New Beginnings in Palm Beach County

“Second star on the right, straight on ’til morning…”
Peter Pan, 1953, also Captain James T. Kirk

With these words, Peter Pan gives the directions to Neverland, and the Enterprise moves on to its next adventure at the end of “The Wrath of Khan”.

What do a children’s story and a science fiction movie have in common with the Palm Beach County Tea Party? All are heading off to try something new.

The last two years have seen remarkable growth and maturity for a movement that didn’t exist at the beginning of Barack Obama’s presidency. Sparked by the “Santelli Rant”, groups spontaneously appeared around the country, getting their start here with the 2009 “Tax Day Tea Party” at the county building in West Palm Beach that surprised even the organizers with its 3000+ turnout. Marco Rubio debuted here, and Allen West became a favorite of the movement.

Since that time other groups have sprung up such as South Florida 912 (Principles not Parties), DC Works for Us, the Fort Lauderdale Tea Party (longest running weekly rally) and others, forming a loose knit movement with many overlapping parts. Because we are grassroots it is hard to count, but we estimate that approximately 150 like-minded groups have sprouted in Florida since April 2009 – some very small and some quite large. The tea party movement is growing at a rapid rate! Many activists belong to multiple groups, and major events like the 9/12 marches on Washington, or subsequent Tax Day rallies have brought together large crowds which included members of most of the independent groups.

As a movement, we have had significant victories on the local level, including the elections of Allen West and the pickup of FS27 for conservative candidate Lizbeth Benacquisto. Other candidates supported by the movement – Sherry Lee, Tami Donnally, Steve Rosenblum, and some primary candidates lost – but the ground game run by those associated with tea party groups made the races much closer than they would otherwise have been. There has also been cooperation through ad-hoc coalitions like the Taxpayer Action Board (TAB) and the drive for an independent Inspector General for the county.

Cooperation between the tea party groups has not always been perfect though. While there was collaboration on candidate events, protests and rallies, the sharing of tools, resources, mailing lists, etc. was limited. Most would agree that more collaboration and cooperation is needed.

Some current leaders of the South Florida Tea Party have decided to try something a little different. Pam Wohlschlegel, who was the Palm Beach County Executive Director, along with the leaders of the North and Central Palm Beach County Groups, Anita Carbone and Gina Rascati, and a handful of folks who helped them build the north county organization, decided to break off and start a group with a slightly different agenda and method of operation.

This group, although still adopting the core beliefs in Fiscal Responsibility, Constitutionally Limited Government, and Free Markets, will concentrate on using collaborative efforts in achieving the goal of better government at all levels.
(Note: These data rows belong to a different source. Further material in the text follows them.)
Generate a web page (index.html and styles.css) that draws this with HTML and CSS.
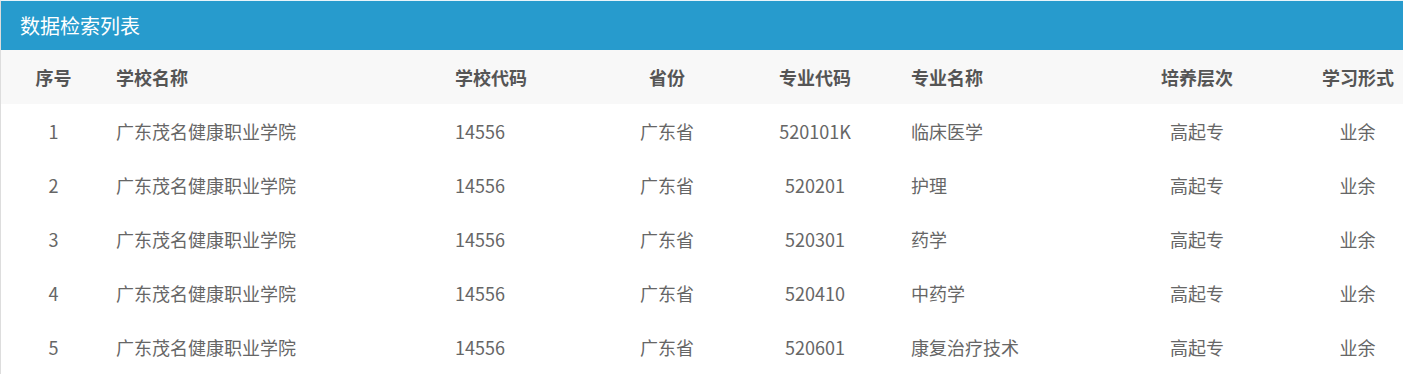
FILE: index.html
```html
<!DOCTYPE html>
<html lang="zh-CN">
<head>
<meta charset="utf-8">
<title>数据检索列表</title>
<link rel="stylesheet" href="styles.css">
</head>
<body>
<div class="panel">
  <div class="panel-heading">数据检索列表</div>
  <table class="data-table">
    <colgroup>
      <col class="c1"><col class="c2"><col class="c3"><col class="c4"><col class="c5"><col class="c6"><col class="c7"><col class="c8">
    </colgroup>
    <thead>
      <tr>
        <th class="center">序号</th>
        <th>学校名称</th>
        <th>学校代码</th>
        <th class="center">省份</th>
        <th class="center">专业代码</th>
        <th>专业名称</th>
        <th class="center">培养层次</th>
        <th class="center">学习形式</th>
      </tr>
    </thead>
    <tbody>
      <tr><td class="center">1</td><td>广东茂名健康职业学院</td><td>14556</td><td class="center">广东省</td><td class="center">520101K</td><td>临床医学</td><td class="center">高起专</td><td class="center">业余</td></tr>
      <tr><td class="center">2</td><td>广东茂名健康职业学院</td><td>14556</td><td class="center">广东省</td><td class="center">520201</td><td>护理</td><td class="center">高起专</td><td class="center">业余</td></tr>
      <tr><td class="center">3</td><td>广东茂名健康职业学院</td><td>14556</td><td class="center">广东省</td><td class="center">520301</td><td>药学</td><td class="center">高起专</td><td class="center">业余</td></tr>
      <tr><td class="center">4</td><td>广东茂名健康职业学院</td><td>14556</td><td class="center">广东省</td><td class="center">520410</td><td>中药学</td><td class="center">高起专</td><td class="center">业余</td></tr>
      <tr><td class="center">5</td><td>广东茂名健康职业学院</td><td>14556</td><td class="center">广东省</td><td class="center">520601</td><td>康复治疗技术</td><td class="center">高起专</td><td class="center">业余</td></tr>
    </tbody>
  </table>
</div>
</body>
</html>
```

FILE: styles.css
```css
html, body {
  margin: 0;
  padding: 0;
  background: #ffffff;
}
body {
  font-family: "Noto Sans CJK SC", "Liberation Sans", sans-serif;
  width: 1403px;
  overflow: hidden;
}
.panel {
  border-top: 1px solid #e8f4fa;
  border-left: 1px solid #dddddd;
  box-sizing: border-box;
  width: 1403px;
}
.panel-heading {
  background: #279bcd;
  color: #ffffff;
  height: 49px;
  line-height: 49px;
  padding-left: 19px;
  font-size: 20px;
}
.data-table {
  width: 1402px;
  border-collapse: collapse;
  table-layout: fixed;
}
.c1 { width: 105px; }
.c2 { width: 339px; }
.c3 { width: 160px; }
.c4 { width: 124px; }
.c5 { width: 172px; }
.c6 { width: 181px; }
.c7 { width: 230px; }
.c8 { width: 91px; }
.data-table th {
  background: #f8f8f8;
  color: #555555;
  font-weight: bold;
  font-size: 18px;
  height: 54px;
  padding: 0 10px;
  text-align: left;
  white-space: nowrap;
}
.data-table td {
  color: #666666;
  font-size: 18px;
  height: 54px;
  padding: 0 10px;
  text-align: left;
  white-space: nowrap;
}
.data-table .center {
  text-align: center;
}
```
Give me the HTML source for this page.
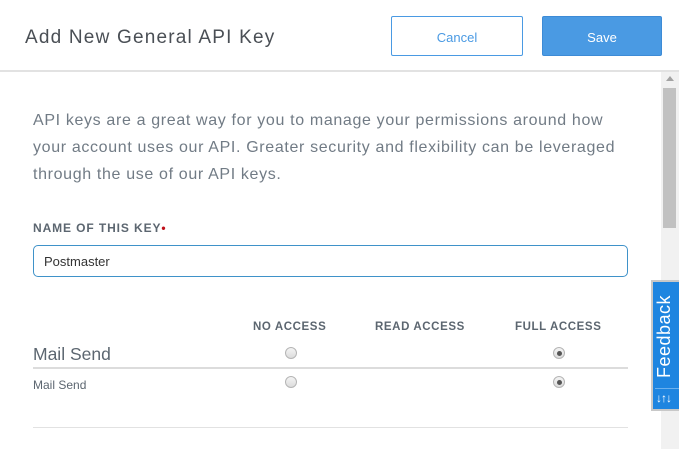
<!DOCTYPE html>
<html><head><meta charset="utf-8"><style>
*{margin:0;padding:0;box-sizing:border-box}
body{width:679px;height:449px;overflow:hidden;background:#fff;font-family:"Liberation Sans",sans-serif;position:relative}
.hdr{position:absolute;left:0;top:0;width:679px;height:72px;border-bottom:2px solid #e2e2e2;background:#fff}
.title{position:absolute;left:25px;top:27px;font-size:19px;color:#4a4f55;letter-spacing:1.2px;font-weight:300}
.btn{position:absolute;top:16px;height:40px;border-radius:2px;font-size:13px;text-align:center;line-height:42px}
.cancel{left:391px;width:132px;border:1px solid #4a9ae3;color:#4a9ae3;background:#fff}
.save{left:542px;width:120px;background:#4a9ae3;border:1px solid #3d8bd6;color:#fff}
.sb{position:absolute;left:661px;top:72px;width:18px;height:377px;background:#f1f1f1}
.thumb{position:absolute;left:663px;top:88px;width:13px;height:140px;background:#c1c1c1}
.arr{position:absolute;left:666px;top:76px;width:0;height:0;border-left:4px solid transparent;border-right:4px solid transparent;border-bottom:5px solid #a3a3a3}
.p{position:absolute;left:33px;top:107px;font-size:16px;line-height:27px;color:#717b85;white-space:nowrap;letter-spacing:0.65px}
.lbl{position:absolute;left:33px;top:221px;font-size:12px;font-weight:bold;color:#5c6670;letter-spacing:0.9px}
.lbl span{color:#c0101a}
.inp{position:absolute;left:33px;top:245px;width:595px;height:32px;border:1px solid #3f92c9;border-radius:5px;font-size:13px;color:#333;padding-left:10px;line-height:32px}
.ch{position:absolute;top:321px;font-size:11.5px;font-weight:bold;color:#5c6670;letter-spacing:0.6px}
.row1{position:absolute;left:33px;top:344px;font-size:17.5px;color:#5c6670}
.row2{position:absolute;left:33px;top:378px;font-size:12px;color:#5c6670}
.hr1{position:absolute;left:33px;top:367px;width:595px;height:2px;background:#dcdcdc}
.hr2{position:absolute;left:33px;top:427px;width:595px;height:1px;background:#e2e2e2}
.r{position:absolute;width:12px;height:12px;border-radius:50%;border:1px solid #b5b5b5;background:linear-gradient(#f4f4f4,#dcdcdc)}
.r.on::after{content:"";position:absolute;left:2.5px;top:2.5px;width:5px;height:5px;border-radius:50%;background:#555}
.fb{position:absolute;left:651px;top:280px;width:28px;height:131px;background:#c8c8c8}
.fbi{position:absolute;left:653px;top:282px;width:26px;height:127px;background:#1e85e0}
.fbt{position:absolute;left:655px;top:388px;width:24px;height:1px;background:#6ab0ee}
.fbtext{position:absolute;left:654px;top:378px;transform-origin:0 0;transform:rotate(-90deg);color:#fff;font-size:18px;white-space:nowrap;letter-spacing:0.5px}
.fbic{position:absolute;left:656px;top:391px;color:#fff;font-size:12px;font-weight:bold;letter-spacing:-1px}
</style></head><body>
<div class="hdr"><div class="title">Add New General API Key</div>
<div class="btn cancel">Cancel</div><div class="btn save">Save</div></div>
<div class="sb"></div><div class="thumb"></div><div class="arr"></div>
<div class="p">API keys are a great way for you to manage your permissions around how<br>your account uses our API. Greater security and flexibility can be leveraged<br>through the use of our API keys.</div>
<div class="lbl">NAME OF THIS KEY<span>•</span></div>
<div class="inp">Postmaster</div>
<div class="ch" style="left:253px">NO ACCESS</div>
<div class="ch" style="left:375px">READ ACCESS</div>
<div class="ch" style="left:515px">FULL ACCESS</div>
<div class="row1">Mail Send</div>
<div class="hr1"></div>
<div class="row2">Mail Send</div>
<div class="hr2"></div>
<div class="r" style="left:285px;top:347px"></div>
<div class="r on" style="left:553px;top:347px"></div>
<div class="r" style="left:285px;top:376px"></div>
<div class="r on" style="left:553px;top:376px"></div>
<div class="fb"></div><div class="fbi"></div><div class="fbt"></div>
<div class="fbtext">Feedback</div>
<div class="fbic">↓↑↓</div>
</body></html>
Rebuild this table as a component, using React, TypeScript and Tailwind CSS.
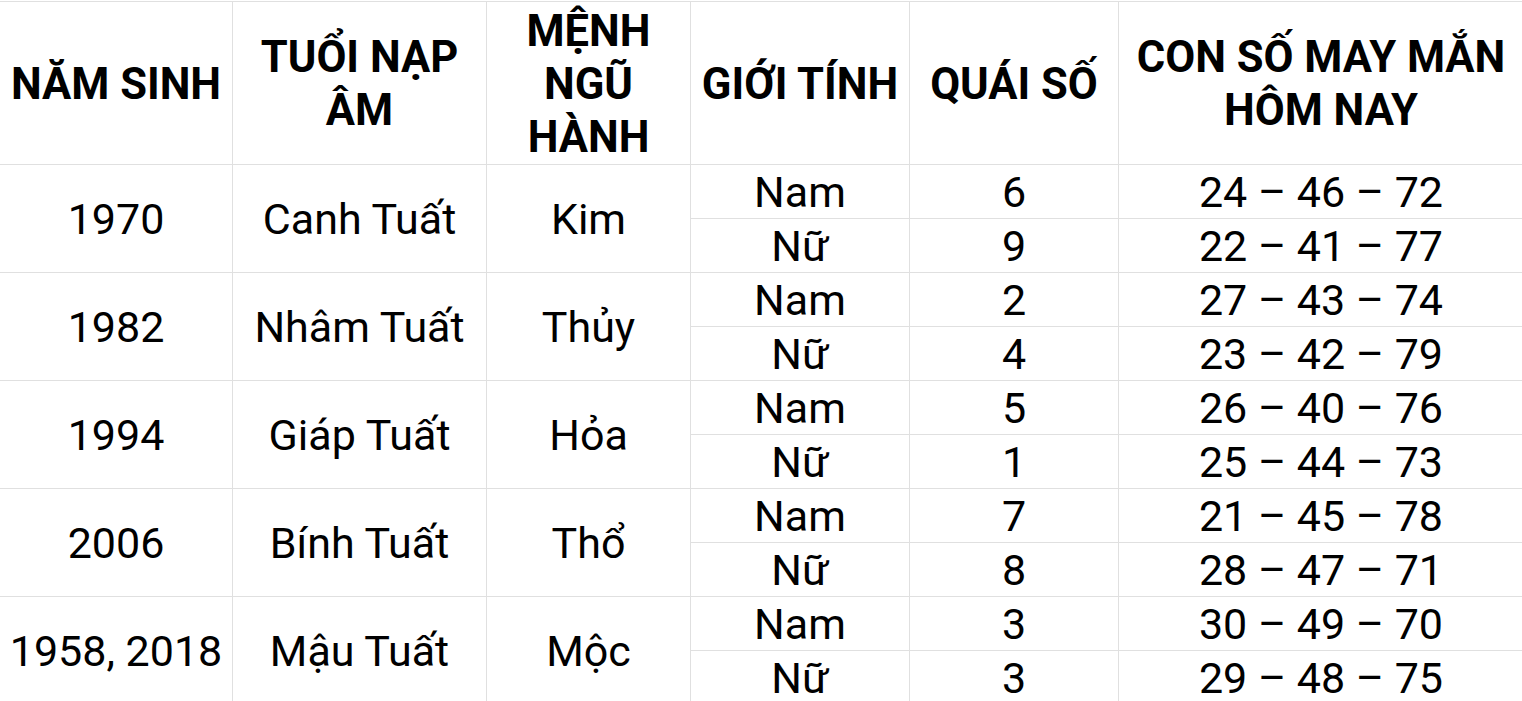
import React from "react";

type Group = {
  year: string;
  tuoi: string;
  menh: string;
  rows: { gt: string; qs: string; so: string }[];
};

const data: Group[] = [
  { year: "1970", tuoi: "Canh Tuất", menh: "Kim", rows: [
    { gt: "Nam", qs: "6", so: "24 – 46 – 72" },
    { gt: "Nữ", qs: "9", so: "22 – 41 – 77" },
  ]},
  { year: "1982", tuoi: "Nhâm Tuất", menh: "Thủy", rows: [
    { gt: "Nam", qs: "2", so: "27 – 43 – 74" },
    { gt: "Nữ", qs: "4", so: "23 – 42 – 79" },
  ]},
  { year: "1994", tuoi: "Giáp Tuất", menh: "Hỏa", rows: [
    { gt: "Nam", qs: "5", so: "26 – 40 – 76" },
    { gt: "Nữ", qs: "1", so: "25 – 44 – 73" },
  ]},
  { year: "2006", tuoi: "Bính Tuất", menh: "Thổ", rows: [
    { gt: "Nam", qs: "7", so: "21 – 45 – 78" },
    { gt: "Nữ", qs: "8", so: "28 – 47 – 71" },
  ]},
  { year: "1958, 2018", tuoi: "Mậu Tuất", menh: "Mộc", rows: [
    { gt: "Nam", qs: "3", so: "30 – 49 – 70" },
    { gt: "Nữ", qs: "3", so: "29 – 48 – 75" },
  ]},
];

const cell = "bg-white flex items-center justify-center text-center whitespace-nowrap text-[43px] pt-[2px]";
const head = "bg-white flex items-center justify-center text-center font-bold whitespace-nowrap text-[43.5px] pt-[2px]";

export default function App() {
  return (
    <div
      className="bg-white pt-px w-[1522px] h-[701px] overflow-hidden text-black leading-[53px]"
      style={{ fontFamily: "Roboto, 'Liberation Sans', sans-serif" }}
    >
      <div className="grid grid-cols-[232px_253px_203px_218px_208px_420px] grid-rows-[162px_repeat(10,53px)] gap-px bg-[#e0e0e0] pt-px">
        <div className={head}>NĂM SINH</div>
        <div className={head}>TUỔI NẠP<br />ÂM</div>
        <div className={head}>MỆNH<br />NGŨ<br />HÀNH</div>
        <div className={head}>GIỚI TÍNH</div>
        <div className={head}>QUÁI SỐ</div>
        <div className={head + " pr-[16px]"}>CON SỐ MAY MẮN<br />HÔM NAY</div>
        {data.map((g) => (
          <React.Fragment key={g.year}>
            <div className={cell + " row-span-2"}>{g.year}</div>
            <div className={cell + " row-span-2"}>{g.tuoi}</div>
            <div className={cell + " row-span-2"}>{g.menh}</div>
            <div className={cell}>{g.rows[0].gt}</div>
            <div className={cell}>{g.rows[0].qs}</div>
            <div className={cell + " pr-[16px]"}>{g.rows[0].so}</div>
            <div className={cell}>{g.rows[1].gt}</div>
            <div className={cell}>{g.rows[1].qs}</div>
            <div className={cell + " pr-[16px]"}>{g.rows[1].so}</div>
          </React.Fragment>
        ))}
      </div>
    </div>
  );
}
Action and results will be the focus of the Palm Beach County Tea Party. While meetings will be open to all, the objective is to attract, educate, motivate and mobilize enthusiastic activists who can drive change in their communities. The group will build teams to work at all levels of government, local, state, and federal. At the local level, they will learn the issues confronting local government and advocate for tea party positions at county and municipal meetings. The group will identify and promote candidates for office and organize teams to work with the campaigns of existing candidates. The teams will champion those who share our beliefs, irrespective of party.

As the Palm Beach County Tea Party organization gathers momentum, it plans to reach out to the other grass roots leaders in South Florida and across the state, identify projects that they have in common, and work together to meet our mutual objectives in 2011, 2012, and beyond. Foremost, the PBCTP will study key Florida issues and keep voters informed.

At the national level, the Palm Beach County Tea Party will work as a partner with Tea Party Patriots and other groups with national reputation, sharing ideas, participating in training and national projects, and supporting the core beliefs throughout government.

The first meeting of the new group will be at the Abacoa Golf Club, on Monday August 1, 2011.


One Response to “New Beginnings in Palm Beach County”
  1. Ralph Donabed Ralph Donabed says:

    Looking forward to helping with our New Beginnings this year.